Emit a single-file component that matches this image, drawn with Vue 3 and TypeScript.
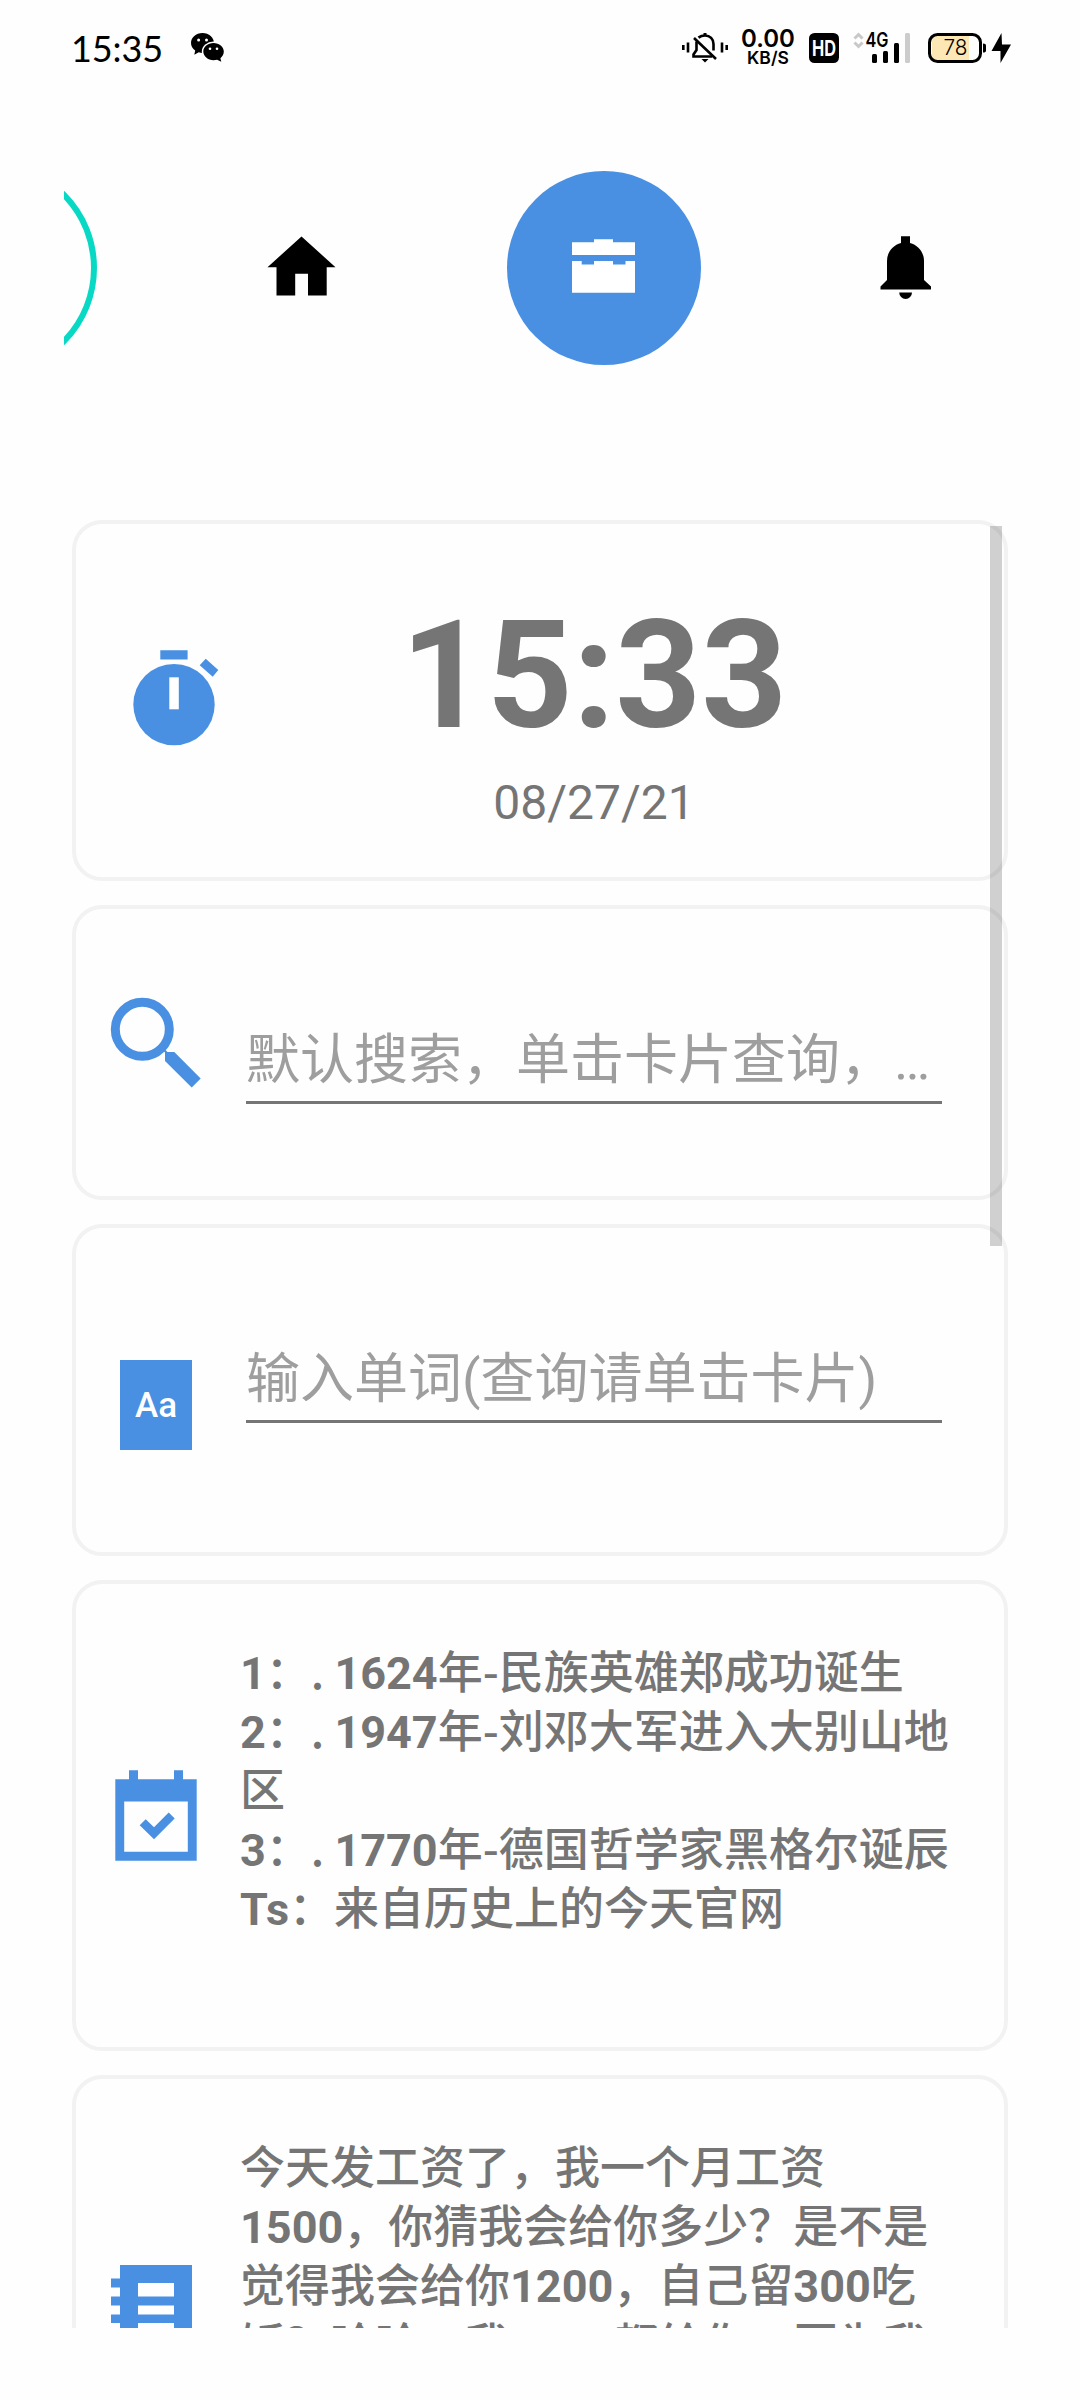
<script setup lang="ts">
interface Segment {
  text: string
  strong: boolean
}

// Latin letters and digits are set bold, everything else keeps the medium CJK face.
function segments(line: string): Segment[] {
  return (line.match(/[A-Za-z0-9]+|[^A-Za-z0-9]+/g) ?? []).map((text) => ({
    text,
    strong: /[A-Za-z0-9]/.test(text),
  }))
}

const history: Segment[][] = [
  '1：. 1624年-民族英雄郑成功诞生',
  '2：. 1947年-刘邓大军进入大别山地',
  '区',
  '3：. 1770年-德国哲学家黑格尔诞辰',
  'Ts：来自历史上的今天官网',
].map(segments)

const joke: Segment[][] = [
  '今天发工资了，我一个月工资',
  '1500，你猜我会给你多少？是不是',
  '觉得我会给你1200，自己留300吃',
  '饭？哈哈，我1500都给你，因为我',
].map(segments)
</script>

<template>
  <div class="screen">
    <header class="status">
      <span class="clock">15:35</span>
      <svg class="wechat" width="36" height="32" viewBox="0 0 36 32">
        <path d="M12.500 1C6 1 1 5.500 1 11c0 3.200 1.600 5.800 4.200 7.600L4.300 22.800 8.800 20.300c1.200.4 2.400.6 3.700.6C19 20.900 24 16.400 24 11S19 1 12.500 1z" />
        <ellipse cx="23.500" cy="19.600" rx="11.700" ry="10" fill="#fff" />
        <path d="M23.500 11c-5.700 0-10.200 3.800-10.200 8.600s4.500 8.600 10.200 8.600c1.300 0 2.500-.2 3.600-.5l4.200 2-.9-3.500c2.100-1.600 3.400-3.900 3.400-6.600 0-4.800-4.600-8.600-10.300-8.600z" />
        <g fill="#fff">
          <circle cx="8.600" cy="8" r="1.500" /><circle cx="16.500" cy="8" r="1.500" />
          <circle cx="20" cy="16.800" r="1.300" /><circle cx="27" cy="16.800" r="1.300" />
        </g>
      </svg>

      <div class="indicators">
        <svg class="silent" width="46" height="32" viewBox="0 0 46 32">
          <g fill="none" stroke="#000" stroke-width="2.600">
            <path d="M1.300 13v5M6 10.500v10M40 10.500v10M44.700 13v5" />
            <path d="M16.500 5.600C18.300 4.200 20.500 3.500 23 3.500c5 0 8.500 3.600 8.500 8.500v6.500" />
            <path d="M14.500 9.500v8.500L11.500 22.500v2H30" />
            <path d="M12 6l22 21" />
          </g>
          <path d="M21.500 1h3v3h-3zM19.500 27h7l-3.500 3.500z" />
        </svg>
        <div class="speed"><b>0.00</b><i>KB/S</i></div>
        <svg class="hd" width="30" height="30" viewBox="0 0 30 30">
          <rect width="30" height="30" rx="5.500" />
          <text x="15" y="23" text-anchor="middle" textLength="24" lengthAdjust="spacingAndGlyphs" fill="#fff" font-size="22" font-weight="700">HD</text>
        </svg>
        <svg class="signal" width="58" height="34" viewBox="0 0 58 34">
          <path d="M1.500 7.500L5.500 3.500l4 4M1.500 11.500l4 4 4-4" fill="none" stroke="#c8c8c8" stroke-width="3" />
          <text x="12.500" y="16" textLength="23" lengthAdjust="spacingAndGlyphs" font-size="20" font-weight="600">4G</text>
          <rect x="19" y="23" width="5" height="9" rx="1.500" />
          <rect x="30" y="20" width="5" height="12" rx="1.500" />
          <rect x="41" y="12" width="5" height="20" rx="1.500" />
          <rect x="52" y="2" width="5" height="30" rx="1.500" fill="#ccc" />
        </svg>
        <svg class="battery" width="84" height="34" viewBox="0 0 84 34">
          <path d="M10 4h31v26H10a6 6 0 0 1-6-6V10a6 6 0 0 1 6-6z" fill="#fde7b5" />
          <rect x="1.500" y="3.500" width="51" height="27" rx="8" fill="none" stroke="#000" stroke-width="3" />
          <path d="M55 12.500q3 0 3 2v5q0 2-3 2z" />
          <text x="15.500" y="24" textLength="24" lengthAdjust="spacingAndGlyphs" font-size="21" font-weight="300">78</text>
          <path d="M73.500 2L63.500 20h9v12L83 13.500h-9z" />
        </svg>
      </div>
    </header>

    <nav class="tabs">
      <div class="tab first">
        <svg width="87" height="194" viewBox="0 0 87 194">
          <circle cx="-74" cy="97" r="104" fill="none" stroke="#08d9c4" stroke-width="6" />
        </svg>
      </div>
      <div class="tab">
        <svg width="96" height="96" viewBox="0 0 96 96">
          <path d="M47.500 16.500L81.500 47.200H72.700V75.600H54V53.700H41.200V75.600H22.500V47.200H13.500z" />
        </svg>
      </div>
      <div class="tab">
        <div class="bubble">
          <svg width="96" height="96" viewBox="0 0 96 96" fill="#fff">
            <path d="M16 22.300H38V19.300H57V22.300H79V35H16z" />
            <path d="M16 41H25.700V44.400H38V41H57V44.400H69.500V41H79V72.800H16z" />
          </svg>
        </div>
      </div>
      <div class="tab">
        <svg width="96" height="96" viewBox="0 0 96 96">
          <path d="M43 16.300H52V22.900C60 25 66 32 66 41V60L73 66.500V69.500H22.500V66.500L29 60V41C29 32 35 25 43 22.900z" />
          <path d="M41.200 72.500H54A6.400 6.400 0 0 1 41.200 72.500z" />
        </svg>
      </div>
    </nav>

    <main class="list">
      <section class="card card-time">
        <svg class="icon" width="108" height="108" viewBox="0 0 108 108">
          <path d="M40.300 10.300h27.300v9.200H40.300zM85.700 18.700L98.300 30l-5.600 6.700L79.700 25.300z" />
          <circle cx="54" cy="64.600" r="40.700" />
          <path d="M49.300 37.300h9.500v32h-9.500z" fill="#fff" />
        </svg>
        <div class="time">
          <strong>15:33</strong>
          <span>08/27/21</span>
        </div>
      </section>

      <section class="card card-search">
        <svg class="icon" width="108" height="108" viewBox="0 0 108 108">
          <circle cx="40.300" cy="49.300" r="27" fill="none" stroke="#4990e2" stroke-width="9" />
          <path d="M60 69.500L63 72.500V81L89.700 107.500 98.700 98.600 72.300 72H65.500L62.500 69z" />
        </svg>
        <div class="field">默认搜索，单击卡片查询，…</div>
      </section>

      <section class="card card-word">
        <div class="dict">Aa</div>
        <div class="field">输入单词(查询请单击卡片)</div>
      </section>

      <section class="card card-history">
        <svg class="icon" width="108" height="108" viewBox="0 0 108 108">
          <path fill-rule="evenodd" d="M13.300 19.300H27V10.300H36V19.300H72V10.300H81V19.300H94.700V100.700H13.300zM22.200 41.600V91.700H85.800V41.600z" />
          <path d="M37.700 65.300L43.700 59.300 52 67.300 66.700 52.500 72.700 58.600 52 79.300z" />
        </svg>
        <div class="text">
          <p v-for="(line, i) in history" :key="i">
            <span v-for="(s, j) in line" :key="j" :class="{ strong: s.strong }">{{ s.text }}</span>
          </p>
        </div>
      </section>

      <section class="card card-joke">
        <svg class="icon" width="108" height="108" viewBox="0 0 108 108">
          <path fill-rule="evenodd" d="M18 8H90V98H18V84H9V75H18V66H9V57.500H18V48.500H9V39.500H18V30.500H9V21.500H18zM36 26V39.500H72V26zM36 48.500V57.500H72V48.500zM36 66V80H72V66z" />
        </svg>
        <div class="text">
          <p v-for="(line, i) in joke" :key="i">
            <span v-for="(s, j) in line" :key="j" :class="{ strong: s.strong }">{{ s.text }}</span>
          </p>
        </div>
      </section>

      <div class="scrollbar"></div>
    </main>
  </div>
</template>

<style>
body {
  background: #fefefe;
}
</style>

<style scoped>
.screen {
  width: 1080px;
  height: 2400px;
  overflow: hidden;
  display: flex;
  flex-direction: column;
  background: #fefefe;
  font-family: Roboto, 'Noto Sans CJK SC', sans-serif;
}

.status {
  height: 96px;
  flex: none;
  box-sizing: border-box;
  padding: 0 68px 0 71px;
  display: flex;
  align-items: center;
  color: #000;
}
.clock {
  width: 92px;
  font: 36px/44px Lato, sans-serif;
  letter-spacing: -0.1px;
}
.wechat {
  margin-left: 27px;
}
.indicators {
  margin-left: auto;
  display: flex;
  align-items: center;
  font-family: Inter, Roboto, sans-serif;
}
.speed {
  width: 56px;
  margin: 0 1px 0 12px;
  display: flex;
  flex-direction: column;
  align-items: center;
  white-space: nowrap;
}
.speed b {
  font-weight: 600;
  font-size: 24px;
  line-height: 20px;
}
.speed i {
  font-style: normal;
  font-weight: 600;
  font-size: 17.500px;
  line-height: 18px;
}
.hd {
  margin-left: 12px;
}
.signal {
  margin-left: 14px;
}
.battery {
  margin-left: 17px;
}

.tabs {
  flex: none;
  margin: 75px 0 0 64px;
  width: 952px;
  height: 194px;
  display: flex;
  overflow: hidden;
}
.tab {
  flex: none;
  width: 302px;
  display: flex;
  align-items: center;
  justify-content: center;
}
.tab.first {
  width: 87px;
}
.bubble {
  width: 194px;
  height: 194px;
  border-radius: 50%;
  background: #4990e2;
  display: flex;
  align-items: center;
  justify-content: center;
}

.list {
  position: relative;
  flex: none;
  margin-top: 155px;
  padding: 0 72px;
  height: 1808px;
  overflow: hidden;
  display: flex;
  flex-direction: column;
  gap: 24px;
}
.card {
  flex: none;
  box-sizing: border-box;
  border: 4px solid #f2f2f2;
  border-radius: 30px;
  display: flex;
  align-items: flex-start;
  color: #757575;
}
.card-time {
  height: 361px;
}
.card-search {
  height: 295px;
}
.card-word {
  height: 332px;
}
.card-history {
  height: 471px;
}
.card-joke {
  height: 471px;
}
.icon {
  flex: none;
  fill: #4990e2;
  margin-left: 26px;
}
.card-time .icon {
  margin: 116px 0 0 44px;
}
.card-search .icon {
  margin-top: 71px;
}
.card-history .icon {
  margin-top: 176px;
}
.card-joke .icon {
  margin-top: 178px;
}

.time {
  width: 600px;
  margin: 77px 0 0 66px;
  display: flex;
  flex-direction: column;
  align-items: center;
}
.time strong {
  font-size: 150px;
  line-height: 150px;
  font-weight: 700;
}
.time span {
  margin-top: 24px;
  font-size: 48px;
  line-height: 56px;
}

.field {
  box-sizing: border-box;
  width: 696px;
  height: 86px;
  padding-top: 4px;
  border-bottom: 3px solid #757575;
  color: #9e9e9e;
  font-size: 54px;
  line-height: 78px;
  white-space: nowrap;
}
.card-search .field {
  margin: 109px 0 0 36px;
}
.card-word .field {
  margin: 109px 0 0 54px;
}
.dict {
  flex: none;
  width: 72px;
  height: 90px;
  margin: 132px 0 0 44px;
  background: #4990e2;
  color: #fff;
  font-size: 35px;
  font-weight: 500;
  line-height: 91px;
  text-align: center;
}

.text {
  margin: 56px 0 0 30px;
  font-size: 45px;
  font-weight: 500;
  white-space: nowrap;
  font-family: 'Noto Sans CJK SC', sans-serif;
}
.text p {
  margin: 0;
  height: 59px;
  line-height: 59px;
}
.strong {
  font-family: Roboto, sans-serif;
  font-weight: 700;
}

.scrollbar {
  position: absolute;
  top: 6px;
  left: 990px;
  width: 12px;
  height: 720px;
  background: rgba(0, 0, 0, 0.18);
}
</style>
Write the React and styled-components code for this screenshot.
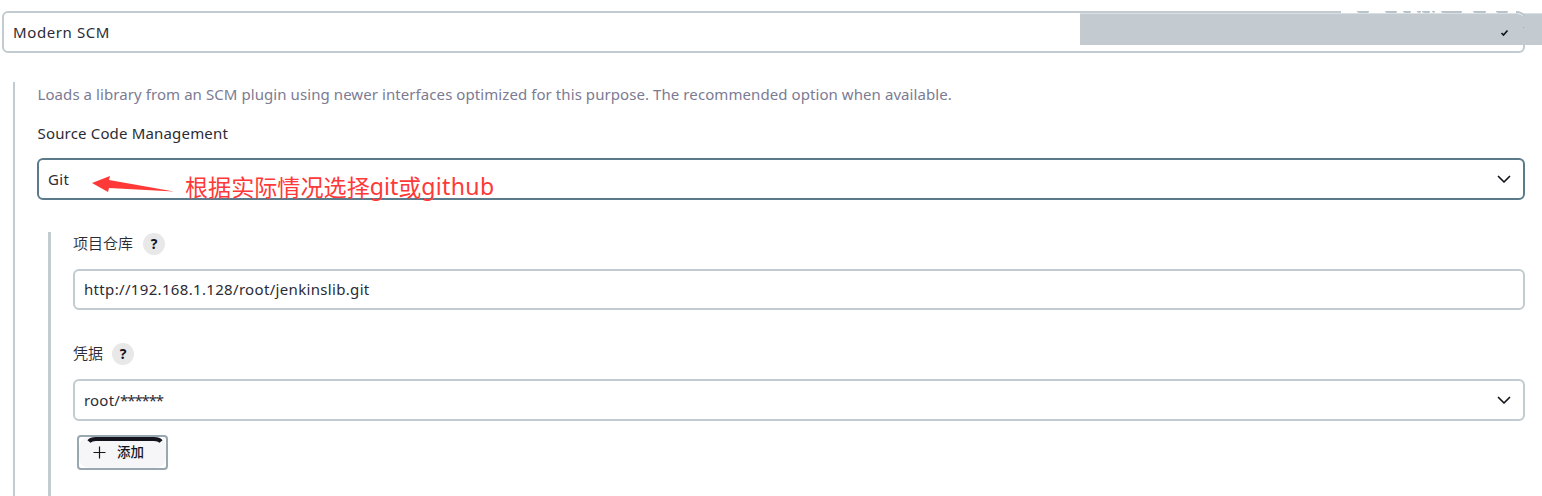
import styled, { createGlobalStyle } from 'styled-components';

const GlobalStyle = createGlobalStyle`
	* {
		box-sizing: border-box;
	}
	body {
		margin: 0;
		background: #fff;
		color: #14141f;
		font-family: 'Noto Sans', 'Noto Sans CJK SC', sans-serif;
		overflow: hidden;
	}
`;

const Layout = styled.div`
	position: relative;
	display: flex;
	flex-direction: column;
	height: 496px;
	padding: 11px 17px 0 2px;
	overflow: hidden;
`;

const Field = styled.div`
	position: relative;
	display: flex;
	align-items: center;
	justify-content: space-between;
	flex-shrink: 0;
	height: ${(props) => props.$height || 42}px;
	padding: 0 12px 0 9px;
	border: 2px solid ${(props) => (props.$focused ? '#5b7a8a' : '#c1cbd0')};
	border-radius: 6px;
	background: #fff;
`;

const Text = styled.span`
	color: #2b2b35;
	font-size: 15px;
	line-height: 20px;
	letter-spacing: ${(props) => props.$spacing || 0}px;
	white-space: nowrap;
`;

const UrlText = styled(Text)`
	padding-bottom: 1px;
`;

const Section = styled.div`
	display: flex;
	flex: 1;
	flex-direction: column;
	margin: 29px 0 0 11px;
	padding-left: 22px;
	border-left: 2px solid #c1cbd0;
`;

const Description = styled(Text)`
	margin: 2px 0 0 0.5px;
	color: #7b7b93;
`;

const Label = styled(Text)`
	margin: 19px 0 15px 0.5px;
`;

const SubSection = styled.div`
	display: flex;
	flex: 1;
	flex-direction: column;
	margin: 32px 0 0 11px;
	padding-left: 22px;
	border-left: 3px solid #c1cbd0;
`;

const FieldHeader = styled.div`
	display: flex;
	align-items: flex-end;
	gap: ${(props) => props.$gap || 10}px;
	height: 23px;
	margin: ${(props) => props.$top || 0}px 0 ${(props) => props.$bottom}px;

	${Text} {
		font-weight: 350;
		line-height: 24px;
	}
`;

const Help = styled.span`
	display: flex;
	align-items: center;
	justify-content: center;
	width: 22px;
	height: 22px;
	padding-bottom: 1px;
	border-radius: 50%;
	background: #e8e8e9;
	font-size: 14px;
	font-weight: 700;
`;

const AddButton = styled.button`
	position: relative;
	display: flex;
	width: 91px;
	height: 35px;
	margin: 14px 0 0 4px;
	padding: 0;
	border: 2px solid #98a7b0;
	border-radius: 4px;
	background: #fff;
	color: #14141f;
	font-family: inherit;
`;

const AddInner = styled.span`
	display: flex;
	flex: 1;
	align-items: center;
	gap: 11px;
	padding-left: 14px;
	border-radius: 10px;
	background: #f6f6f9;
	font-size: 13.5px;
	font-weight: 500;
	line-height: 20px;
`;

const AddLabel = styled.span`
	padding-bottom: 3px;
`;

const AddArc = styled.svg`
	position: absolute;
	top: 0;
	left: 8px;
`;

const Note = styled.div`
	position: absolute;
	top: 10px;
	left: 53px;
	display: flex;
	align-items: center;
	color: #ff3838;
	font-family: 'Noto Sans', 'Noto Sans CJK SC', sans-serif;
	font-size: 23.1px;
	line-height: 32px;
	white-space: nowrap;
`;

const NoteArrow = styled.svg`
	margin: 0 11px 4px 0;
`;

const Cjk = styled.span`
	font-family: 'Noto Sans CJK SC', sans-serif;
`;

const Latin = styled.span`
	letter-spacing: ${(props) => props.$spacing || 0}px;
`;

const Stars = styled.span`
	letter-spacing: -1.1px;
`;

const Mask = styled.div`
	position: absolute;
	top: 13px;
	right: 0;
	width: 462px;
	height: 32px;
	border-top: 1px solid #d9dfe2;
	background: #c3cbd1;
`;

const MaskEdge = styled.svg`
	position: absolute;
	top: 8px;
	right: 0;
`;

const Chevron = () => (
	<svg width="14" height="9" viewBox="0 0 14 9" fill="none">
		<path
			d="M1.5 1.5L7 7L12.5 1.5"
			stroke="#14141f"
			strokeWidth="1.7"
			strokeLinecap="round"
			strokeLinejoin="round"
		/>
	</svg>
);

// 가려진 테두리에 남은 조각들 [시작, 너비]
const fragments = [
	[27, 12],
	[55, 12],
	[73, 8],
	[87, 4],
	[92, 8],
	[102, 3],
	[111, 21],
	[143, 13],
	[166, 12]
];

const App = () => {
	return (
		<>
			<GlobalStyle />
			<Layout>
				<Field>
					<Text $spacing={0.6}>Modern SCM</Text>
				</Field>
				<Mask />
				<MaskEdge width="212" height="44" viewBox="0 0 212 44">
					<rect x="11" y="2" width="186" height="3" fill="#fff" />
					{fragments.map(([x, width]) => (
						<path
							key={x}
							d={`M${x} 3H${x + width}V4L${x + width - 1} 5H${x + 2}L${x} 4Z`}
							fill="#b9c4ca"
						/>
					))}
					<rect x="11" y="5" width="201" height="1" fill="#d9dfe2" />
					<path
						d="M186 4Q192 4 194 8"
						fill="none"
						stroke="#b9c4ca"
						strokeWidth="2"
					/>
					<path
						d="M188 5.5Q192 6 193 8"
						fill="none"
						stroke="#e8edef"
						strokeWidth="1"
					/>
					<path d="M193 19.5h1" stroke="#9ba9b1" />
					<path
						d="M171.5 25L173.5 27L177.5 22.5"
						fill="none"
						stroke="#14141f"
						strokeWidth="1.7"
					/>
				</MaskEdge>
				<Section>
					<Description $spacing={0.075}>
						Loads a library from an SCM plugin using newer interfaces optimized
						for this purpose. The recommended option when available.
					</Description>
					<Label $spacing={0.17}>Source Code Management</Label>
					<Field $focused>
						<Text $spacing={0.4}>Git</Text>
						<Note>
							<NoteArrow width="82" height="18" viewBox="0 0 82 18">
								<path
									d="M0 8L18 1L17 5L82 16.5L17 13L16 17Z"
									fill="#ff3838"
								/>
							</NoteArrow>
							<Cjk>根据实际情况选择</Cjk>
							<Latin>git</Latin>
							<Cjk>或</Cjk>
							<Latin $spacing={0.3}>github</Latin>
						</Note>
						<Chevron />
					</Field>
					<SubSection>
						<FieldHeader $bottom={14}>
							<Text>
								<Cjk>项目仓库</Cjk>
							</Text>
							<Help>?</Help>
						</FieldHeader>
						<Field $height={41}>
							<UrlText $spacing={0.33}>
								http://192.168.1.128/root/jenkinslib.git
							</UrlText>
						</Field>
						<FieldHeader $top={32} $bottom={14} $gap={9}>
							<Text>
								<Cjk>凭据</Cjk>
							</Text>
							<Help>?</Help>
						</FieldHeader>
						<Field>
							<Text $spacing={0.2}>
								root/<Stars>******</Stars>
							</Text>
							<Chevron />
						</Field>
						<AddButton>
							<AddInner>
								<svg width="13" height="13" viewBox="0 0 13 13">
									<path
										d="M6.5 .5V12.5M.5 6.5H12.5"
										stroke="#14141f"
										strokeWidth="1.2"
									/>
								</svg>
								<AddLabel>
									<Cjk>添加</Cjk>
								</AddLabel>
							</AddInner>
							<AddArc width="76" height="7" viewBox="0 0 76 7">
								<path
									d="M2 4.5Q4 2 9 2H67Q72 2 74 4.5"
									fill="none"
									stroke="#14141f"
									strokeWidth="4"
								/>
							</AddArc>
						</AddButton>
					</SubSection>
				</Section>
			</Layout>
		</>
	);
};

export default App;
++++++
→ **Exercise**: Determine how many lines in the data above contain the string "this". Give nothing except the number.

→ **Task output**: 3